- Founded: 1892
- Dissolved: 2005
- Merged into: Party of Socialists and Democrats
- Newspaper: Il Nuovo Titano
- Ideology: Social democracy
- National affiliation: Committee of Freedom (1945–1957)
- International affiliation: Socialist International
- Italian counterpart: Italian Socialist Party
- Colours: Red

Website
- www.pss.sm

= Sammarinese Socialist Party =

The Sammarinese Socialist Party (Partito Socialista Sammarinese, PSS) was a socialist and, later, social-democratic political party in San Marino. Its Italian counterpart was the Italian Socialist Party and its international affiliation was with the Socialist International.

There was a previous party of the same name existing from 1892 until 1926 when it was banned during Fascist rule.
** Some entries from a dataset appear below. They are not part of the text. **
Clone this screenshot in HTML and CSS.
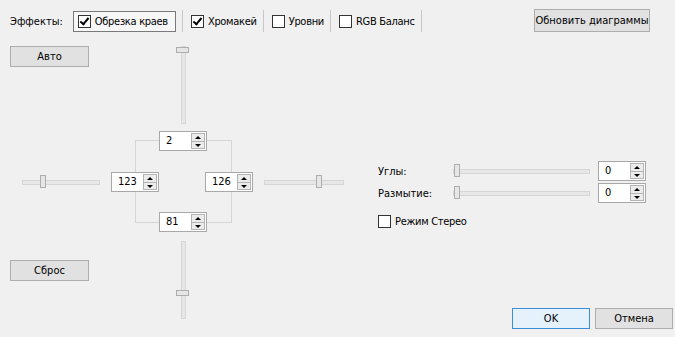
FILE: index.html
```html
<!DOCTYPE html>
<html>

<head lang="ru">
  <meta charset="UTF-8">
  <title>Эффекты</title>
  <link rel="stylesheet" href="styles.css">
</head>

<body>
  <div class="toolbar">
    <span class="toolbar-label">Эффекты:</span>
    <label class="tool tool-pressed"><span class="check check-on"></span>Обрезка краев</label>
    <span class="sep"></span>
    <label class="tool"><span class="check check-on"></span>Хромакей</label>
    <span class="sep"></span>
    <label class="tool"><span class="check"></span>Уровни</label>
    <span class="sep"></span>
    <label class="tool"><span class="check"></span>RGB Баланс</label>
    <span class="sep"></span>
    <button class="btn btn-refresh">Обновить диаграммы</button>
  </div>

  <div class="main">
    <!-- панель обрезки: схема с ползунками -->
    <div class="crop">
      <button class="btn btn-side">Авто</button>
      <button class="btn btn-side btn-reset">Сброс</button>

      <div class="frame"></div>

      <div class="vslider vslider-top"><span class="handle-h"></span></div>
      <div class="vslider vslider-bottom"><span class="handle-h"></span></div>
      <div class="hslider hslider-left"><span class="handle-v"></span></div>
      <div class="hslider hslider-right"><span class="handle-v"></span></div>

      <div class="spin spin-top"><span class="spin-val">2</span><span class="spin-btns"><i class="up"></i><i class="down"></i></span></div>
      <div class="spin spin-left"><span class="spin-val">123</span><span class="spin-btns"><i class="up"></i><i class="down"></i></span></div>
      <div class="spin spin-right"><span class="spin-val">126</span><span class="spin-btns"><i class="up"></i><i class="down"></i></span></div>
      <div class="spin spin-bottom"><span class="spin-val">81</span><span class="spin-btns"><i class="up"></i><i class="down"></i></span></div>
    </div>

    <div class="side">
      <div class="params">
        <span class="param-label">Углы:</span>
        <div class="track"><span class="handle-v"></span></div>
        <div class="spin"><span class="spin-val">0</span><span class="spin-btns"><i class="up"></i><i class="down"></i></span></div>

        <span class="param-label">Размытие:</span>
        <div class="track"><span class="handle-v"></span></div>
        <div class="spin"><span class="spin-val">0</span><span class="spin-btns"><i class="up"></i><i class="down"></i></span></div>
      </div>

      <label class="tool stereo"><span class="check"></span>Режим Стерео</label>

      <div class="actions">
        <button class="btn btn-action btn-default">OK</button>
        <button class="btn btn-action">Отмена</button>
      </div>
    </div>
  </div>
</body>

</html>
```

FILE: styles.css
```css
html,
body {
  margin: 0px;
  padding: 0px;
}

body {
  width: 675px;
  height: 337px;
  overflow: hidden;
  background: #f0f0f0;
  color: #000000;
  font-family: "DejaVu Sans Condensed", "DejaVu Sans", sans-serif;
  font-stretch: semi-condensed;
  font-size: 11px;
}

.toolbar {
  display: flex;
  align-items: center;
  height: 42px;
  padding-left: 10px;
  box-sizing: border-box;
}

.toolbar-label {
  margin-right: 10px;
}

.tool {
  display: flex;
  align-items: center;
  height: 21px;
  white-space: nowrap;
  letter-spacing: -0.3px;
}

.tool-pressed {
  border: 1px solid #7a7a7a;
  background: #f7f7f7;
  padding: 0px 7px 0px 4px;
  box-sizing: border-box;
}

.check {
  width: 13px;
  height: 13px;
  box-sizing: border-box;
  border: 1px solid #333333;
  background: #ffffff;
  margin-right: 4px;
  position: relative;
}

.check-on::after {
  content: "";
  position: absolute;
  left: 3px;
  top: 0px;
  width: 3px;
  height: 7px;
  border: solid #000000;
  border-width: 0px 2px 2px 0px;
  transform: rotate(40deg);
}

.sep {
  width: 1px;
  height: 22px;
  background: #c8c8c8;
  margin: 0px 8px 0px 6px;
}

.btn {
  font-family: "DejaVu Sans Condensed", "DejaVu Sans", sans-serif;
  font-stretch: semi-condensed;
  font-size: 11px;
  color: #000000;
  background: #e1e1e1;
  border: 1px solid #adadad;
  padding: 0px;
  margin: 0px;
  height: 21px;
  white-space: nowrap;
}

.btn-refresh {
  width: 116px;
  height: 23px;
  margin-left: auto;
  margin-right: 25px;
  margin-top: -2px;
}

.main {
  display: flex;
  height: 295px;
}

/* панель обрезки */
.crop {
  position: relative;
  width: 345px;
  display: flex;
  flex-direction: column;
  align-items: flex-start;
  padding: 4px 0px 0px 10px;
  box-sizing: border-box;
}

.btn-side {
  width: 79px;
}

.btn-reset {
  margin-top: 193px;
}

.frame {
  position: absolute;
  left: 135px;
  top: 98px;
  width: 95px;
  height: 81px;
  border: 1px solid #d6d6d6;
}

.vslider {
  position: absolute;
  left: 181px;
  width: 3px;
  background: #e7e7e7;
  border: 1px solid #d6d6d6;
}

.vslider-top {
  top: 4px;
  height: 76px;
}

.vslider-bottom {
  top: 199px;
  height: 76px;
}

.handle-h {
  position: absolute;
  left: -6px;
  width: 11px;
  height: 4px;
  background: #e6e6e6;
  border: 1px solid #adadad;
}

.vslider-top .handle-h {
  top: 0px;
}

.vslider-bottom .handle-h {
  top: 48px;
}

.hslider {
  position: absolute;
  top: 138px;
  height: 3px;
  background: #e7e7e7;
  border: 1px solid #d6d6d6;
}

.hslider-left {
  left: 22px;
  width: 76px;
}

.hslider-right {
  left: 264px;
  width: 78px;
}

.handle-v {
  position: absolute;
  top: -6px;
  width: 4px;
  height: 11px;
  background: #e6e6e6;
  border: 1px solid #adadad;
}

.hslider-left .handle-v {
  left: 17px;
}

.hslider-right .handle-v {
  left: 51px;
}

.spin {
  display: flex;
  width: 48px;
  height: 20px;
  box-sizing: border-box;
  border: 1px solid #a8a8a8;
  background: #ffffff;
}

.crop .spin {
  position: absolute;
}

.spin-top {
  left: 159px;
  top: 89px;
}

.spin-left {
  left: 111px;
  top: 130px;
}

.spin-right {
  left: 205px;
  top: 130px;
}

.spin-bottom {
  left: 159px;
  top: 170px;
}

.spin-val {
  flex: 1;
  padding-left: 6px;
  line-height: 18px;
}

.spin-btns {
  display: flex;
  flex-direction: column;
  width: 14px;
  padding: 1px 1px 1px 0px;
}

.spin-btns i {
  flex: 1;
  position: relative;
  background: #ececec;
  border: 1px solid #b4b4b4;
}

.spin-btns i.down {
  border-top: none;
}

.spin-btns i::after {
  content: "";
  position: absolute;
  left: 3px;
  border-left: 3px solid transparent;
  border-right: 3px solid transparent;
}

.spin-btns i.up::after {
  top: 2px;
  border-bottom: 3px solid #000000;
}

.spin-btns i.down::after {
  top: 2px;
  border-top: 3px solid #000000;
}

/* правая часть */
.side {
  flex: 1;
  display: flex;
  flex-direction: column;
  padding: 119px 0px 0px 33px;
}

.params {
  display: grid;
  grid-template-columns: 67px 137px 48px;
  grid-auto-rows: 20px;
  column-gap: 8px;
  row-gap: 2px;
  align-items: center;
}

.track {
  position: relative;
  height: 3px;
  background: #e7e7e7;
  border: 1px solid #d6d6d6;
}

.track .handle-v {
  left: 0px;
}

.stereo {
  margin-top: 8px;
}

.actions {
  display: flex;
  gap: 5px;
  margin-top: 76px;
  margin-left: 134px;
}

.btn-action {
  width: 78px;
}

.btn-default {
  border-color: #3c8ed8;
  background: #e5f1fb;
}
```
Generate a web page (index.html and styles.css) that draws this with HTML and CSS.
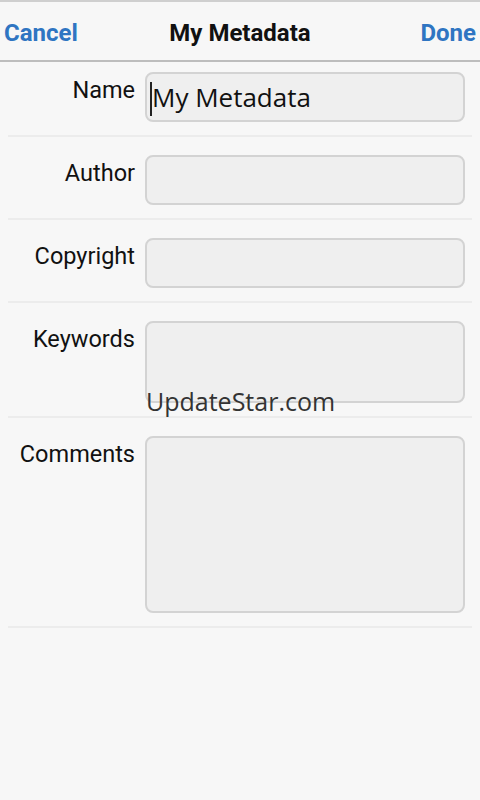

In the 1940s and 1950s the party was closely linked to the Sammarinese Communist Party (PCS) and this led the moderates of the party to split and form the Sammarinese Independent Democratic Socialist Party (PSDIS) in 1957. Later the PSS distanced itself from the PCS and entered in coalition with the Sammarinese Christian Democratic Party (PDCS) and PSDIS, which was re-united with the PSS in the early 1990s.

In the 2001 general election the PSS won 24.2% and 15 seats of 60 in the Grand and General Council and governed as the junior partner in a coalition with the PDCS until 2005, when it merged with the post-communist Party of Democrats to form a united social-democratic party, the Party of Socialists and Democrats (PSD). This led to the split of the centrist wing of the party which formed the New Socialist Party (NPS).